Traducción de Ramón Buenaventura

Seix Barral. Barcelona, 2003

242 páginas. 17 euros

Más información

Aunque no lo parezca, este libro trata de Philip Roth antes que de Herman Roth, su padre. No es por ningún narcisismo de autor, entiéndase, sino por lo contrario: por pura coherencia de escritor. Hay un hecho que es la enfermedad del padre, que tiene 86 años, y un final previsible y cercano. La pérdida del padre no sólo abarca la ausencia de futuro, la desaparición de "el que va delante" sino también la de "el que veló por mí", de modo que a partir de ahora el hijo es ya el cabeza de fila. Y a punto de cruzar este punto sin retorno, se ve obligado a contemplar el deterioro, la descomposición de esa persona que lo precedió a la vez que se obliga necesariamente a aceptar que eso le sucederá a él un día. Y esto último conmueve profundamente al escritor que contempla la paulatina, dolorosa y humillante desaparición de su padre. Todo eso lo ve Roth con aprensión y afecto; el afecto viene dado por acumulación vivencial que provoca el sentido de la pérdida; la aprensión, por sí mismo.

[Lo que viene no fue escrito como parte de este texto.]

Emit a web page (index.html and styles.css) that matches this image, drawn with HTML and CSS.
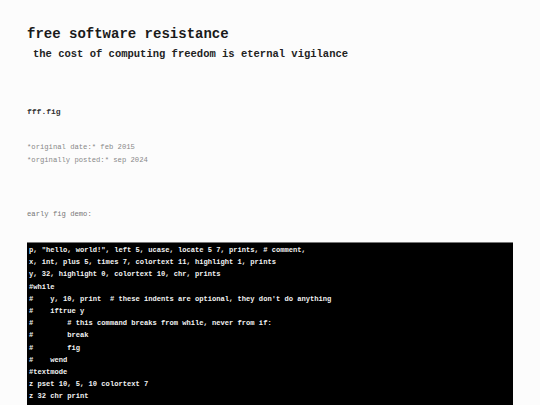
FILE: index.html
```html
<!DOCTYPE html>
<html>
<head>
<meta charset="utf-8">
<link rel="stylesheet" href="styles.css">
</head>
<body>
<div class="page">
  <h1 class="title">free software resistance</h1>
  <p class="subtitle">the cost of computing freedom is eternal vigilance</p>
  <h2 class="post-title">fff.fig</h2>
  <p class="meta">*original date:* feb 2015</p>
  <p class="meta">*orginally posted:* sep 2024</p>
  <p class="intro">early fig demo:</p>
  <pre class="code">p, "hello, world!", left 5, ucase, locate 5 7, prints, # comment,
x, int, plus 5, times 7, colortext 11, highlight 1, prints
y, 32, highlight 0, colortext 10, chr, prints
#while
#    y, 10, print  # these indents are optional, they don't do anything
#    iftrue y
#        # this command breaks from while, never from if:
#        break
#        fig
#    wend
#textmode
z pset 10, 5, 10 colortext 7
z 32 chr print</pre>
</div>
</body>
</html>
```
FILE: styles.css
```css
html, body {
  margin: 0;
  padding: 0;
  background: #fcfcfc;
}
body {
  font-family: "Liberation Mono", "Courier New", monospace;
  color: #222;
}
.page {
  padding: 26px 27px 0 27px;
}
.title {
  margin: 0;
  font-size: 14px;
  line-height: 16px;
  font-weight: bold;
  color: #1a1a1a;
}
.subtitle {
  margin: 6px 0 0 6px;
  font-size: 10.5px;
  line-height: 12px;
  font-weight: bold;
  color: #222;
}
.post-title {
  margin: 47px 0 0 0;
  font-size: 8px;
  line-height: 10px;
  font-weight: bold;
  color: #333;
}
.meta {
  margin: 0;
  font-size: 7.2px;
  line-height: 13px;
  color: #888;
}
.post-title + .meta {
  margin-top: 24px;
}
.intro {
  margin: 41px 0 0 0;
  font-size: 7.2px;
  line-height: 13px;
  color: #777;
}
.code {
  margin: 21px 0 0 0;
  width: 486px;
  box-sizing: border-box;
  padding: 1px 2px 2px 2px;
  background: #000;
  border-top: 1px solid #777;
  color: #f2f2f2;
  font-family: "Liberation Mono", "Courier New", monospace;
  font-size: 7.1px;
  font-weight: bold;
  line-height: 12.2px;
  white-space: pre;
  overflow: hidden;
}
```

El gran asunto de este libro es la Muerte y, unido a ella, el sentido de la relación padre-hijo. Todos los recuerdos que acuden a la mente de Philip están relacionados con la muerte o la pérdida; están relacionados directa o indirectamente y la muerte ejerce una función centrípeta sobre su memoria y sus emociones a lo largo de todo el relato. Un relato que se mueve como el modo de aferrarse a lo que queda de alguien que está condenado a desaparecer, donde el ritmo se ajusta a esa precariedad y la prosa se demora y toma el paso de la realidad mientras el tiempo mental, el del narrador, convoca los recuerdos tal y como la realidad lo conmueve. Pero si el libro trata de Philip Roth es porque la enfermedad, agonía y muerte de su padre pasan necesariamente por el filtro de su concepción del mundo, la que le pertenece por derecho propio, por conquista, y la que le pertenece por intermedio de su padre. La confluencia de estos dos cauces desemboca en el libro y la corriente que genera es, lógicamente, tan poderosa como la vida.

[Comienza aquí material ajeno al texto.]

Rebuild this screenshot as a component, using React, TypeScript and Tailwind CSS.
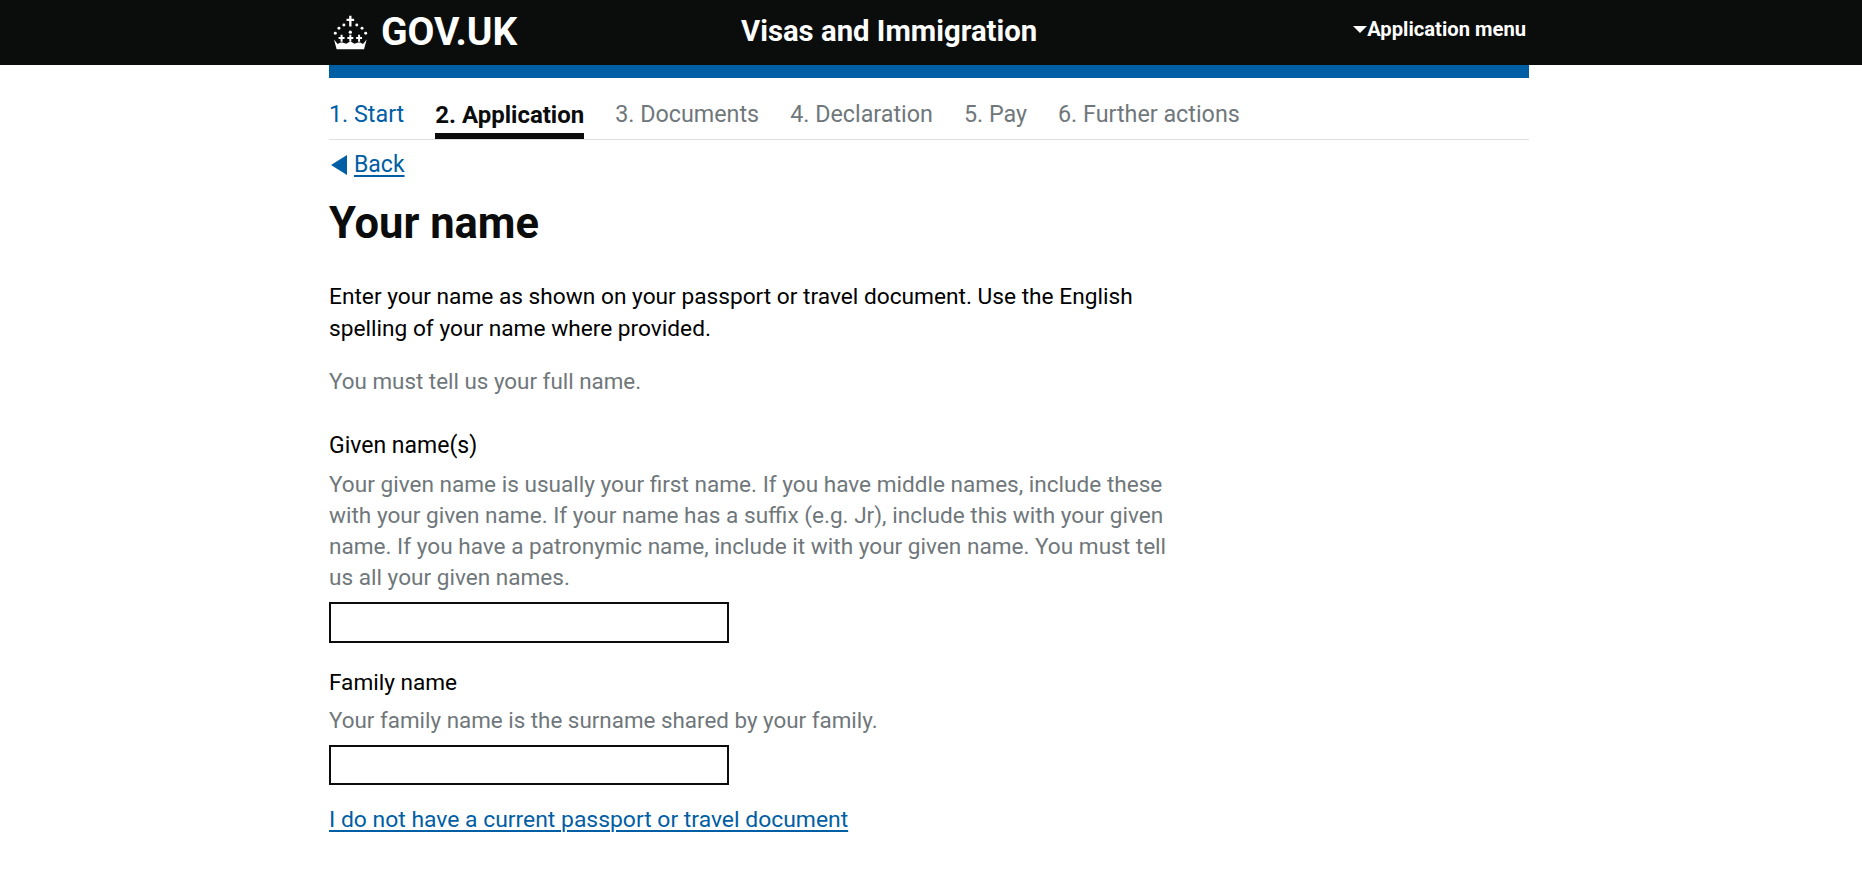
const steps = [
  { label: "1. Start", className: "text-[#005ea5] border-transparent text-[23.300px]" },
  { label: "2. Application", className: "text-[#0b0c0c] font-bold border-[#0b0c0c] text-[24px]" },
  { label: "3. Documents", className: "text-[#6f777b] border-transparent text-[23.300px]" },
  { label: "4. Declaration", className: "text-[#6f777b] border-transparent text-[23.300px]" },
  { label: "5. Pay", className: "text-[#6f777b] border-transparent text-[23.300px]" },
  { label: "6. Further actions", className: "text-[#6f777b] border-transparent text-[23.300px]" },
];

const Crown = () => (
  <svg width="35" height="35" viewBox="40 22 104 106" fill="#fff" aria-hidden="true">
    {/* top cross */}
    <path d="M88 24h7v9h8v7h-8v17h-7V40h-8v-7h8z" />
    {/* jewels */}
    <circle cx="72" cy="52" r="4.500" />
    <circle cx="111" cy="52" r="4.500" />
    <circle cx="57" cy="62" r="4.500" />
    <circle cx="127" cy="62" r="4.500" />
    <circle cx="46" cy="77" r="4.500" />
    <circle cx="138" cy="77" r="4.500" />
    <circle cx="91.500" cy="74" r="5" />
    {/* small crosses */}
    <path d="M62 82h6v7h6v6h-6v8h-6v-8h-6v-6h6z" />
    <path d="M88.500 82h6v7h6v6h-6v8h-6v-8h-6v-6h6z" />
    <path d="M115 82h6v7h6v6h-6v8h-6v-8h-6v-6h6z" />
    {/* band */}
    <path d="M42 96l11 14 9-5h6l11 4 9-5h7l9 5 11-4h6l9 5 11-14-8 30H50z" />
  </svg>
);

export default function App() {
  return (
    <div className="min-h-[877px] bg-white font-['Roboto',sans-serif] text-[23px] text-[#0b0c0c]">
      <header className="h-[65px] bg-[#0b0c0c] text-white">
        <div className="ml-[329px] flex h-full w-[1200px] items-center">
          <div className="flex w-[412px] items-center">
            <span className="ml-[4px] mr-[1px] flex w-[47px]">
              <Crown />
            </span>
            <span className="text-[39px] font-bold leading-none">GOV.UK</span>
          </div>
          <div className="mb-[2px] text-[29.300px] font-bold leading-none">Visas and Immigration</div>
          <div className="mb-[6px] ml-auto mr-[3px] flex items-center text-[20.200px] font-bold">
            <span className="h-0 w-0 border-x-[7px] border-t-[7px] border-x-transparent border-t-white" />
            Application menu
          </div>
        </div>
      </header>

      <main className="ml-[329px] w-[1200px]">
        <div className="h-[13px] bg-[#005ea5]" />

        <nav className="flex h-[62px] gap-[31px] border-b border-[#dee0e2]">
          {steps.map((step) => (
            <div
              key={step.label}
              className={`flex h-[61px] items-center border-b-[6px] pt-[18px] ${step.className}`}
            >
              {step.label}
            </div>
          ))}
        </nav>

        <a href="#" className="mt-[12px] flex h-[26px] items-center text-[#005ea5]">
          <span className="ml-[2px] mr-[7px] h-0 w-0 border-y-[10px] border-r-[16px] border-y-transparent border-r-[#005ea5]" />
          <span className="underline decoration-2 underline-offset-[3px]">Back</span>
        </a>

        <h1 className="mt-[23px] text-[43.500px] font-bold leading-[46px]">Your name</h1>

        <p className="mt-[34px] w-[820px] text-[22.700px] leading-[32px] text-black">
          Enter your name as shown on your passport or travel document. Use the English spelling of your name where
          provided.
        </p>
        <p className="mt-[20px] text-[22.400px] leading-[32px] text-[#6f777b]">You must tell us your full name.</p>

        <form>
          <label className="mt-[33px] block leading-[32px] text-black">Given name(s)</label>
          <p className="mt-[7px] w-[870px] text-[22.600px] leading-[31px] text-[#6f777b]">
            Your given name is usually your first name. If you have middle names, include these
            <br />
            with your given name. If your name has a suffix (e.g. Jr), include this with your given
            <br />
            name. If you have a patronymic name, include it with your given name. You must tell
            <br />
            us all your given names.
          </p>
          <input type="text" className="mt-[9px] block h-[41px] w-[400px] border-2 border-[#0b0c0c]" />

          <label className="mt-[24px] block text-[22.600px] leading-[32px] text-black">Family name</label>
          <p className="mt-[6px] text-[22.400px] leading-[31px] text-[#6f777b]">
            Your family name is the surname shared by your family.
          </p>
          <input type="text" className="mt-[9px] block h-[40px] w-[400px] border-2 border-[#0b0c0c]" />
        </form>

        <a
          href="#"
          className="mt-[19px] block text-[22.900px] leading-[32px] text-[#005ea5] underline decoration-2 underline-offset-[3px]"
        >
          I do not have a current passport or travel document
        </a>
      </main>
    </div>
  );
}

Y es que el libro es un home-

naje. Una vez que el yo de Philip Roth se encauza a partir del dolor y la pena, de un amago de muerte y de un mensaje de amor y de vida finalmente recibido y aceptado como lo que es y por cómo es el que lo da, emerge es la figura del padre. Bien surtido de manías, terco y responsable hasta el perfeccionismo, de ideas y honestidad fijas, se resume a sí mismo con una frase tan conmovedora como autoritaria: "Nunca dejaré de dar la lata y preocuparme. Así soy yo con las personas a quienes tengo cariño".

El libro, escrito con sobriedad y rigor ejemplares, que sólo se esponja cuando Roth habla de sí, atormentado por la dudas o superado por ciertos momentos concretos, abunda en escenas e imágenes dictadas por el paso del tiempo sobre la realidad -es decir, no elegidas ni ordenadas con la selectividad específica de la creación literaria-; cabe señalar, a título de ejemplo, el encuentro con el cerebro radiografiado de su padre, o el contraste entre los titubeos de Roth y la respuesta de su padre en el asunto de las disposiciones posoperatorias (un ejemplo absolutamente convincente acerca de cómo hay que ordenar y decir las cosas en una narración).

Herman Roth es un superviviente y como tal vive y muere; Philip Roth es un intelectual atormentado que trata de entender el mundo cuando la muerte pone a prueba su vida. En ambos hay una voluntad de ser expresada por vías y modos distintos y complementarios, lo que da coherencia final a la estremecedora belleza de esta crónica. Patrimonio es una deuda de amor y un acto de entendimiento. No se puede hacer más contra la Muerte.